The Divide

Alan Ayckbourn
Old Vic, Edinburgh International Festival
Old Vic Theatre

The Divide Credit: Manuel Harlan
Elihu (Jake Davies) Credit: Manuel Harlan
Sassa (Sophie Melville) and Soween (Erin Doherty) Credit: Manuel Harlan

There is a good cast of women performing Alan Ayckbourn’s The Divide.

Erin Doherty, who has superb comic timing and a remarkable ability to inhabit a role, is particularly impressive. She could make the reading of a telephone directory interesting.

They certainly had a challenge with Ayckbourn’s alternate world extravaganza.

The plot is slight, the drama limited by too much of it being told or read to us rather than being shown, the music is irritatingly played to ramp up the sentimentality and there is a strange political confusion that might be supporting gender equality even as it caricatures feminism and depicts homosexuality as some kind of prison to be escaped.

The play depicts a future world where men and women have been divided geographically with men living in the North and women in the South. All are ruled over by a woman preacher.

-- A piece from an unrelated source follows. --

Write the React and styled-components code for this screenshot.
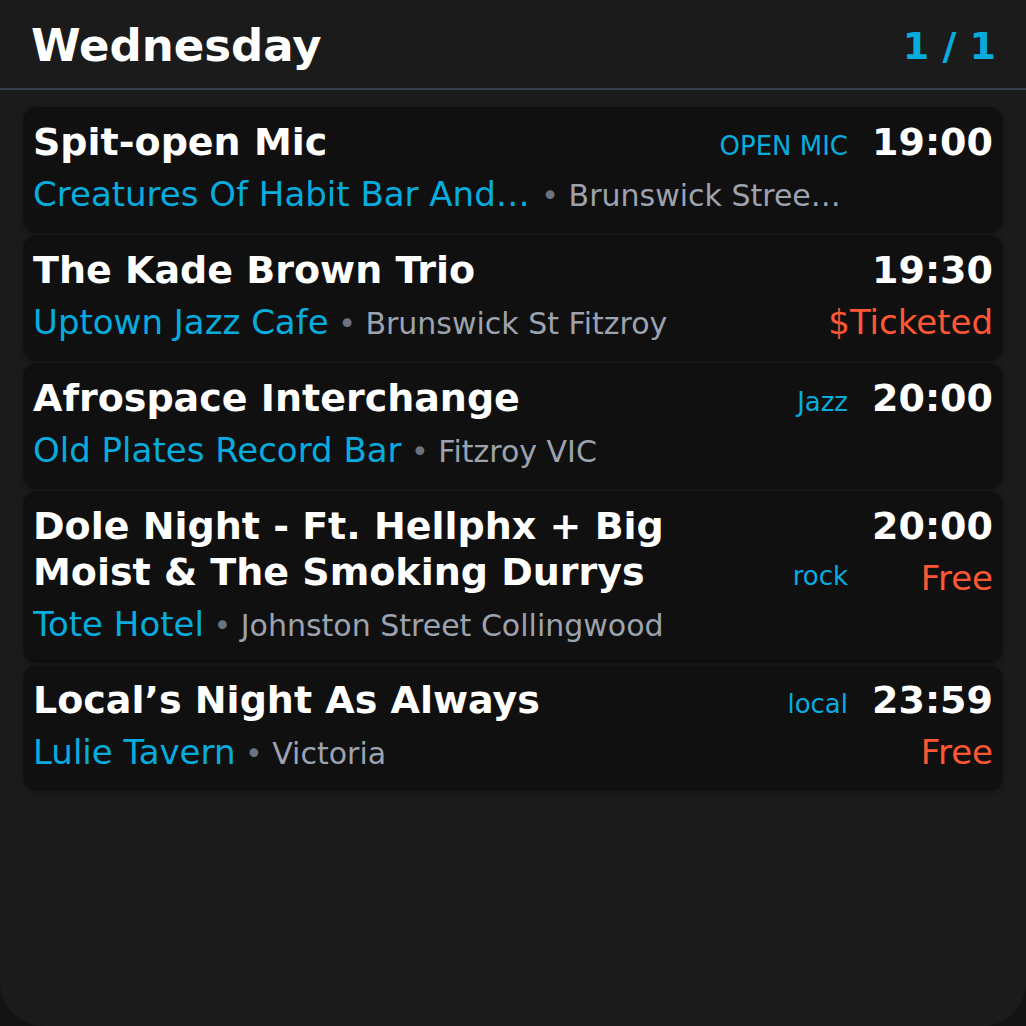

Heterosexuality is banned for fear that women may kill men with a plague (I think we have heard that one before). Any woman who uncovers herself before a man could be sentenced to death.

Homosexuality is the norm and children are raised to expect life with same-sex partners, though when the revolution comes they show a surprising keenness for heterosexuality.

Society is governed by the religious “Book of Certitude” which details the stupidity and wickedness of women.

We see little of the men who live in the North drinking alcohol, listening to jazz and playing golf.

This two hundred and twenty-five-minute epic concentrates on the religious fundamentalist women down south (maybe this is the ISIS branch of Feminism) where every adult woman is completely covered in public. This includes the wearing of a visor over the face which gives the unsettling robotic appearance of blank whiteness.

The story centres on Soween (Erin Doherty) and her brother Elihu (Jake Davies ) who live a restricted existence with their women parents “MaMa”, the child bearer, and “MaPa”, the tougher provider. Boys are allowed to live with their parents till the age where contact with women might kill them.

It is a boring existence for a child but help is on the way in the form of a male tutor for Elihu who secretly brings him pictures of naked women and takes him swimming naked.

Anywhere else, he might be suspected of paedophilia and at least referred to the nearest safeguarding committee. Here, he is the heroic spark of rebellion that leads to Elihu developing a taste for sexual contact with women.

He falls in love with Giella (Weruche Opia), the member of a gang who forced his sister to drink glasses of urine. In turn, this relationship somehow inexplicably causes a spontaneous revolution in which women throw off their niqabs (sorry I mean total black coverings) and reveal very colourful dresses.

The plot is ridiculous; the politics so convoluted and confused you can’t work out if it is a hymn in praise of patriarchy, a warning against homosexuality taking over the world, an attack on religious fundamentalism or simply an old fashioned conservative yearning for a golden age of heterosexuality. All that makes it a very tiring play to watch.